* [DO THIS] Find each line containing the string "inline" and return it.

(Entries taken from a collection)

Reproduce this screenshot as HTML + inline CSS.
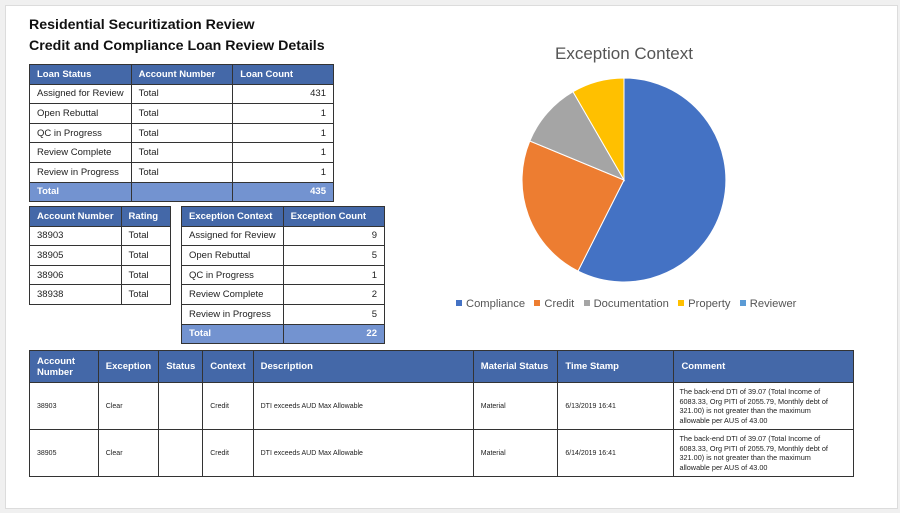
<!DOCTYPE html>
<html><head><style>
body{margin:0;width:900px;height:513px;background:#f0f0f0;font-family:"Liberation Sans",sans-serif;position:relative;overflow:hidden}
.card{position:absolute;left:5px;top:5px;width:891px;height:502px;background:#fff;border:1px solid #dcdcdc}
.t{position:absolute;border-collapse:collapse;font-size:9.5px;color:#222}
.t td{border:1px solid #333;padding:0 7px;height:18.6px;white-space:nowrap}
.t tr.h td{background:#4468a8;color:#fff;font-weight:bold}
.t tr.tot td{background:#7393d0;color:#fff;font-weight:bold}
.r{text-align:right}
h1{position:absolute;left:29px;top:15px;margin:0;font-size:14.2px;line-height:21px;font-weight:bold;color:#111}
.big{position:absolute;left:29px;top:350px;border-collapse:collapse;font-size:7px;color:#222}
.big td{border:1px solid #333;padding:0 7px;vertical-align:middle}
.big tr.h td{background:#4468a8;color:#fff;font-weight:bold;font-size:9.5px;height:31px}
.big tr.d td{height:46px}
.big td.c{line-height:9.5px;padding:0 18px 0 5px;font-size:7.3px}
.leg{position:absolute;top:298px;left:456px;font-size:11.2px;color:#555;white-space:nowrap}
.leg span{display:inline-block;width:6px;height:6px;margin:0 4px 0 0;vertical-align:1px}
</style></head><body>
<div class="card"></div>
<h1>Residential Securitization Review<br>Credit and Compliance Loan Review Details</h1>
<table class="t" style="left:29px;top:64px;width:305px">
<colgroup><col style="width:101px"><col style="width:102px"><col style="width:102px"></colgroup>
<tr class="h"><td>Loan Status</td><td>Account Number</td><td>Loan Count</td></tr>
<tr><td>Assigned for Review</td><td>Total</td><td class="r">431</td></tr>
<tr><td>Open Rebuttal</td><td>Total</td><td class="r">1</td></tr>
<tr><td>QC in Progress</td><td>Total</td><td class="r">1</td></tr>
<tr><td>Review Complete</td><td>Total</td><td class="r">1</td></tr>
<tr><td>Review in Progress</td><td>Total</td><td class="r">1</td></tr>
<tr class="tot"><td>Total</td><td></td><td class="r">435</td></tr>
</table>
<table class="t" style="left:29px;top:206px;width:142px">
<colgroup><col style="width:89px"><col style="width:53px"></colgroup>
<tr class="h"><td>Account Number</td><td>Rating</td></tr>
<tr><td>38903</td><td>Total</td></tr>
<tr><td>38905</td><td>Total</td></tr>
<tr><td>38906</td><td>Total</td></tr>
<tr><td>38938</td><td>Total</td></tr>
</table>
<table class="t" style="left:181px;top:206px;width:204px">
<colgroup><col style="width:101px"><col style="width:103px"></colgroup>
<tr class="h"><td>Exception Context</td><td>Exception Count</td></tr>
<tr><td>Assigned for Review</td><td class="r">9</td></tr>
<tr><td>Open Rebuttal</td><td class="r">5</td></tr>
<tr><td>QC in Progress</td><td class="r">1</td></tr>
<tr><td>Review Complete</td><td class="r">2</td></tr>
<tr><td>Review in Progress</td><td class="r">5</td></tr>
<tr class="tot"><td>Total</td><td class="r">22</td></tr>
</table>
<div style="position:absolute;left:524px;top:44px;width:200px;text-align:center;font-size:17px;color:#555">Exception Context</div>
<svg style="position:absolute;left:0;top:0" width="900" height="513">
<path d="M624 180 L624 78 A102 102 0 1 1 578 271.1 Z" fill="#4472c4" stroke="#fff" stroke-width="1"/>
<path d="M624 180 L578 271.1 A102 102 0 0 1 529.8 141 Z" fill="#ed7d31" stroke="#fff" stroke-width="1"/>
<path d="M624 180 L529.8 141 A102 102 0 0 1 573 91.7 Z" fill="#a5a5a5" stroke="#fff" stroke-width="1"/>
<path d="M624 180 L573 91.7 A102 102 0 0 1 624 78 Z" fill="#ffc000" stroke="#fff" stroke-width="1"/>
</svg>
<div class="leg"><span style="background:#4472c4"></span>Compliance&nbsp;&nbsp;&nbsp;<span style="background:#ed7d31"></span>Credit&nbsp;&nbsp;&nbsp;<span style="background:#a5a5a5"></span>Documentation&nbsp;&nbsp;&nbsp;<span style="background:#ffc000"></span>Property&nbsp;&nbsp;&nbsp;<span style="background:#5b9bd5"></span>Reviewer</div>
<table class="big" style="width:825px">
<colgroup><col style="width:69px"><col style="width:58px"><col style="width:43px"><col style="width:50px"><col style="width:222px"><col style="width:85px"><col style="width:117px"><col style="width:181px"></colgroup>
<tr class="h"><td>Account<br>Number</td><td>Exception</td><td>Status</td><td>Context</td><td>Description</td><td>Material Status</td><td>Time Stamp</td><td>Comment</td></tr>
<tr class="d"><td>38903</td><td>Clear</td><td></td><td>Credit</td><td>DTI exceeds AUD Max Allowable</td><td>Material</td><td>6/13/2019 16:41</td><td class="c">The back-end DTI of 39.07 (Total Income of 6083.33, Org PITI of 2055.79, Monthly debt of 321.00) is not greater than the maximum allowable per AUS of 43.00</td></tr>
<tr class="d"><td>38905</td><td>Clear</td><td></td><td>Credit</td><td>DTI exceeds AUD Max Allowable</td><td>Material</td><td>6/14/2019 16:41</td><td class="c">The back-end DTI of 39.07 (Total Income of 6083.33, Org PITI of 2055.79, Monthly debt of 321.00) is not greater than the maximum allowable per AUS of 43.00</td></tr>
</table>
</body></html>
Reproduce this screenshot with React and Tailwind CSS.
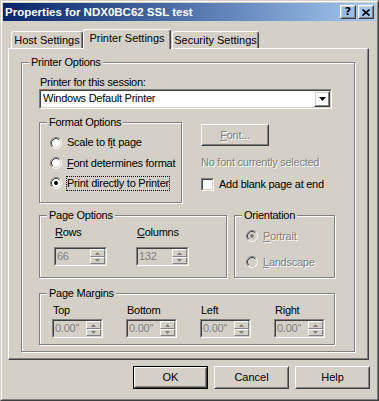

* [TASK OUTPUT]
Reproduce this screenshot as HTML + inline CSS.
.leg span{display:inline-block;width:6px;height:6px;margin:0 4px 0 0;vertical-align:1px}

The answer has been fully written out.